After years of accumulating debt, Sirius XM finally seems to have it under control.  From the period between 2003 and 2011, the company’s long-term debt increased from $195 million to $3 billion; however this has since decreased to $2.4 billion as of the most recent quarter.


Also worth noting is the $2 billion share buyback plan that was just announced in December.  This is generally a good sign of financial stability and health in a company.


Another issue, not really financial “health” –related, but pertaining to the control of the company, is Liberty Media Corp (NASDAQ:LMCAD)’s recently announced majority (50.7%) stake in the company.  This effectively gives Liberty control over Sirius XM.  I don’t believe this is a major cause for concern, but I am certainly interested to hear what the company has to say on this matter during the call.


On that note, Liberty might actually be the best way to play Sirius XM for long term investors.  You get exposure to Sirius while benefitting from Liberty’s more established businesses, such as their significant stakes in LiveNation and Barnes and Noble, as well as investments in Verizon and Time Warner.
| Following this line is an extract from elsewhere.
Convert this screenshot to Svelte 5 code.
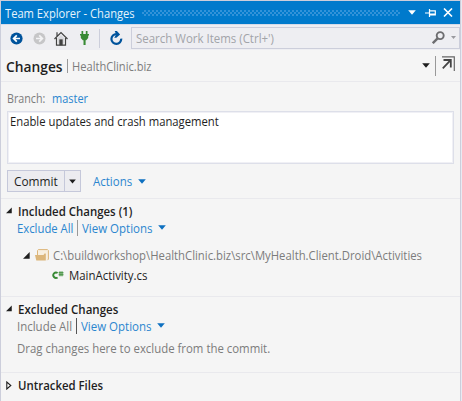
<script>
  const path = 'C:\\buildworkshop\\HealthClinic.biz\\src\\MyHealth.Client.Droid\\Activities';

  // Condenses or stretches a label horizontally so that it fills its width.
  function fit(node, width) {
    node.style.transform = `scaleX(${width / node.offsetWidth})`;
  }
</script>

{#snippet label(text, width)}
  <span class="label" style="width: {width}px"><span class="glyphs" use:fit={width}>{text}</span></span>
{/snippet}

{#snippet caret()}
  <svg class="caret" width="8" height="5" viewBox="0 0 8 5"><path d="M.2 .3h7.600L4 4.700z" fill="currentColor" /></svg>
{/snippet}

{#snippet expanded()}
  <svg class="tri" width="7" height="7" viewBox="0 0 7 7"><path d="M6.700 0v6.700H0z" fill="#1e1e1e" /></svg>
{/snippet}

<div class="panel">
  <header class="title">
    <span class="t-title">{@render label('Team Explorer - Changes', 130)}</span>
    <span class="grip"></span>
    {@render caret()}
    <svg class="pin" width="11" height="8" viewBox="0 0 11 8">
      <path d="M0 4h4M4.500 0v8M4.500 1.800h5.800v4H4.500M4.500 5.100h6" fill="none" stroke="#fff" stroke-width="1.200" />
    </svg>
    <svg class="close" width="10" height="9" viewBox="0 0 10 9">
      <path d="M1 .5l8 8M9 .5l-8 8" stroke="#fff" stroke-width="1.600" />
    </svg>
  </header>

  <div class="toolbar">
    <svg class="ic-back" width="13" height="13" viewBox="0 0 13 13">
      <circle cx="6.500" cy="6.500" r="6.100" fill="#00539c" />
      <path d="M10 6.500H3.800M6.800 3.300L3.600 6.500l3.200 3.200" fill="none" stroke="#fff" stroke-width="1.700" />
    </svg>
    <svg class="ic-fwd" width="13" height="13" viewBox="0 0 13 13">
      <circle cx="6.500" cy="6.500" r="6" fill="#c6c6c8" />
      <path d="M3 6.500h6.200M6.200 3.300l3.200 3.200-3.200 3.200" fill="none" stroke="#f3f3f5" stroke-width="1.700" />
    </svg>
    <svg class="ic-home" width="14" height="15" viewBox="0 0 14 15">
      <path d="M2.500 7v7.200h9V7" fill="#f5f5f5" stroke="#424242" stroke-width="1.200" />
      <path d="M3 1.200v4M.5 8L7 1.500 13.500 8" fill="none" stroke="#424242" stroke-width="1.200" />
      <path d="M7 4L3.900 7.100v5.700h1.500V8.300h3.200v4.500h1.500V7.100z" fill="#d8d8dc" />
      <path d="M5.300 8.300h3.400v6H5.300z" fill="#424242" />
    </svg>
    <svg class="ic-plug" width="9" height="14" viewBox="0 0 9 14">
      <path d="M1.500 0h1.700v3h2.600V0h1.700v3H9v1.600H8.200V7L6.200 9.200h-.6V14H3.500V9.200h-.7L.8 7V4.600H0V3h1.500z" fill="#388a34" />
    </svg>
    <i class="sep"></i>
    <svg class="ic-refresh" width="13" height="14" viewBox="0 0 13 14">
      <path d="M11.200 7.600a4.900 4.900 0 1 1-4.700-4.500" fill="none" stroke="#00539c" stroke-width="2.200" />
      <path d="M4.700 0h2.200l3.200 3.400-3.700 3.400H4.200l2-3.400z" fill="#00539c" />
    </svg>
    <div class="search">
      <span class="t-search">{@render label("Search Work Items (Ctrl+')", 138)}</span>
      <svg width="13" height="13" viewBox="0 0 13 13">
        <circle cx="8.200" cy="4.600" r="3.500" fill="none" stroke="#6d6d70" stroke-width="1.900" />
        <path d="M5.600 7.400L.8 12.200" stroke="#6d6d70" stroke-width="2.400" />
      </svg>
      <svg class="dd" width="5" height="3" viewBox="0 0 5 3"><path d="M0 0h5L2.500 3z" fill="#9a9a9f" /></svg>
    </div>
  </div>

  <div class="head">
    <b class="t-head">{@render label('Changes', 57)}</b>
    <i class="bar"></i>
    <span class="t-repo">{@render label('HealthClinic.biz', 80)}</span>
    <div class="right">
      {@render caret()}
      <i class="bar2"></i>
      <svg width="13" height="15" viewBox="0 0 13 15">
        <path d="M0 .8h12.300V15" fill="none" stroke="#666" stroke-width="1.200" />
        <path d="M1.500 4h7.300v7.500M8.600 4.200L.8 12.300" fill="none" stroke="#444" stroke-width="1.800" />
      </svg>
    </div>
  </div>

  <section class="commit">
    <div class="branch">
      <span class="t-branch">{@render label('Branch:', 38.5)}</span>
      <span class="link">{@render label('master', 36)}</span>
    </div>
    <div class="message">{@render label('Enable updates and crash management', 209)}</div>
    <div class="actions">
      <div class="button">
        <span class="main">{@render label('Commit', 43.5)}</span>
        <span class="drop">{@render caret()}</span>
      </div>
      <span class="link t-actions">{@render label('Actions', 39.5)}</span><span class="blue">{@render caret()}</span>
    </div>
  </section>

  <section class="included">
    <div class="sec">{@render expanded()}<b>{@render label('Included Changes (1)', 114.5)}</b></div>
    <div class="opts">
      <span class="link t-all">{@render label('Exclude All', 56.5)}</span><i class="bar3"></i>
      <span class="link t-view">{@render label('View Options', 71)}</span><span class="blue">{@render caret()}</span>
    </div>
    <div class="folder">
      {@render expanded()}
      <svg width="14" height="12" viewBox="0 0 14 12">
        <path d="M2.500 8V1.500l.8-.9h9.200l.9.900v8.700l-1 1" fill="#f8efdf" stroke="#dcb67a" stroke-width="1" />
        <path d="M0 6h8.500l1-1.500h1.300v7H1.300z" fill="#dcb67a" />
      </svg>
      <span class="t-path">{@render label(path, 369)}</span>
    </div>
    <div class="file">
      <svg width="12" height="9" viewBox="0 0 12 9">
        <path d="M5.600 2A2.700 2.700 0 1 0 5.600 6.400" fill="none" stroke="#388a34" stroke-width="1.900" />
        <path d="M8 .3v5M10 .3v5M6.600 1.800h4.900M6.600 3.800h4.900" stroke="#388a34" stroke-width="1" />
      </svg>
      <span class="t-file">{@render label('MainActivity.cs', 78.500)}</span>
    </div>
  </section>

  <section class="excluded">
    <div class="sec">{@render expanded()}<b>{@render label('Excluded Changes', 100)}</b></div>
    <div class="opts">
      <span class="gray t-all narrow">{@render label('Include All', 55.5)}</span><i class="bar3 dark"></i>
      <span class="link t-view">{@render label('View Options', 71)}</span><span class="blue">{@render caret()}</span>
    </div>
    <div class="hint">{@render label('Drag changes here to exclude from the commit.', 253)}</div>
  </section>

  <section class="untracked">
    <div class="sec">
      <svg class="tri" width="6" height="9" viewBox="0 0 6 9"><path d="M.8 1v7l4-3.500z" fill="#fff" stroke="#1e1e1e" stroke-width="1.100" /></svg>
      <b>{@render label('Untracked Files', 85.5)}</b>
    </div>
  </section>
</div>

<style>
  :global(body) { background: #e9eaf2; }
  .panel {
    box-sizing: border-box; width: 461px; height: 401px; overflow: hidden;
    border: solid #cccedb; border-width: 1px 1px 0; background: #f5f5f5;
    font: 12.800px/18px "Open Sans", "Noto Sans", sans-serif; color: #1e1e1e; white-space: nowrap;
  }
  svg { display: block; flex: none; }
  span, b { flex: none; display: block; }
  .glyphs { display: inline-block; transform-origin: 0 50%; }
  i { flex: none; display: block; width: 1px; }
  b { font-weight: 600; }
  .link { color: #2b86cf; }
  .blue { color: #0e70c0; }
  .gray { color: #7c7c7c; }

  .title { display: flex; align-items: center; height: 23px; padding-left: 4px; background: #007acc; color: #fff; }
  .t-title { width: 137px; color: #e6f3fb; }
  .grip {
    width: 258px; height: 6px;
    background: repeating-conic-gradient(#3393d9 0 25%, #007acc 0 50%) 0 0 / 4px 4px;
  }
  .title .caret { margin-left: 8px; }
  .pin { margin-left: 9px; }
  .close { margin-left: 7px; }

  .toolbar { display: flex; align-items: center; height: 26px; padding: 1px 0 0 9px; box-sizing: border-box; background: #eeeef2; border-top: 1px solid #d5dbe9; }
  .ic-fwd { margin-left: 10px; }
  .ic-home { margin-left: 8px; }
  .ic-plug { margin-left: 12px; }
  .sep { height: 19px; margin: 0 10px; background: #cccedb; }
  .search { box-sizing: border-box; display: flex; align-items: center; height: 22px; width: 329px; margin: -1px 0 0 8px; padding-left: 4px; border: 1px solid #cccedb; }
  .t-search { width: 296px; color: #a2a4a9; }
  .dd { margin-left: 6px; }

  .head { display: flex; align-items: center; height: 31px; padding-left: 5px; }
  .t-head { width: 61px; font-size: 15px; }
  .bar { height: 14px; background: #999; }
  .t-repo { margin-left: 4px; color: #7c7c7c; padding-top: 1px; }
  .right { display: flex; margin-left: auto; padding-right: 5px; align-items: center; }
  .bar2 { height: 20px; margin: 0 6px 0 5px; background: #999; }
  .right svg:last-child { margin-top: -4px; }

  section { box-sizing: border-box; border-top: 1px solid #e9e9ed; }
  .commit { height: 117px; padding: 7px 6px 0; }
  .branch { display: flex; height: 22px; }
  .t-branch { width: 45px; color: #7c7c7c; }
  .message { box-sizing: border-box; width: 447px; height: 53px; border: 1px solid #dddfe9; box-shadow: inset 0 0 0 1px #f0f0f5; background: #fff; padding: 0 2px; }
  .actions { display: flex; align-items: center; height: 22px; margin-top: 6px; }
  .button { box-sizing: border-box; display: flex; width: 74px; height: 22px; border: 1px solid #c5c8da; background: #ececf0; line-height: 20px; }
  .main { box-sizing: border-box; width: 57px; padding-left: 6px; border-right: 1px solid #c5c8da; }
  .drop { flex: 1; display: flex; align-items: center; justify-content: center; }
  .drop .caret { width: 7px; }
  .t-actions { width: 45px; margin-left: 12px; }

  .included { height: 98px; padding: 3px 0 0 5px; }
  .excluded { height: 76px; padding: 3px 0 0 5px; }
  .untracked { padding: 3px 0 0 5px; }
  .sec { display: flex; align-items: center; height: 17px; }
  .sec .tri { width: 6px; margin-right: 6px; }
  .opts { display: flex; align-items: center; height: 17px; padding-left: 11px; }
  .bar3 { height: 16px; background: #999; }
  .dark { background: #555; }
  .t-all { width: 60px; }
  .narrow { width: 59px; }
  .t-view { width: 76px; margin-left: 4px; }
  .folder { display: flex; align-items: center; height: 20px; margin-top: 9px; padding-left: 17px; }
  .folder .tri { margin-right: 5px; }
  .t-path { margin-left: 4px; color: #7c7c7c; }
  .file { display: flex; align-items: center; height: 20px; padding-left: 46px; }
  .t-file { margin-left: 5px; }
  .hint { padding: 5px 0 0 11px; color: #7c7c7c; }
  .untracked .sec { height: 18px; }
</style>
Liberty’s holdings are a nice blend of established, stable companies and speculative plays like Sirius.


If Sirius XM is going to continue to command the high valuations of a rapidly growing company, they need to demonstrate that they have a plan to rapidly grow earnings, not just revenues.  Sirius XM currently trades for 35 times 2012’s earnings, which using my rule of thumb that P/E should be no more than twice the annual earnings growth rate of a company, Sirius needs to grow its earnings by 17.5% annually in order to justify this.  To this point, more important than the actual numbers for 2012 are the company’s outlook to the future and its plan to grow for years to come.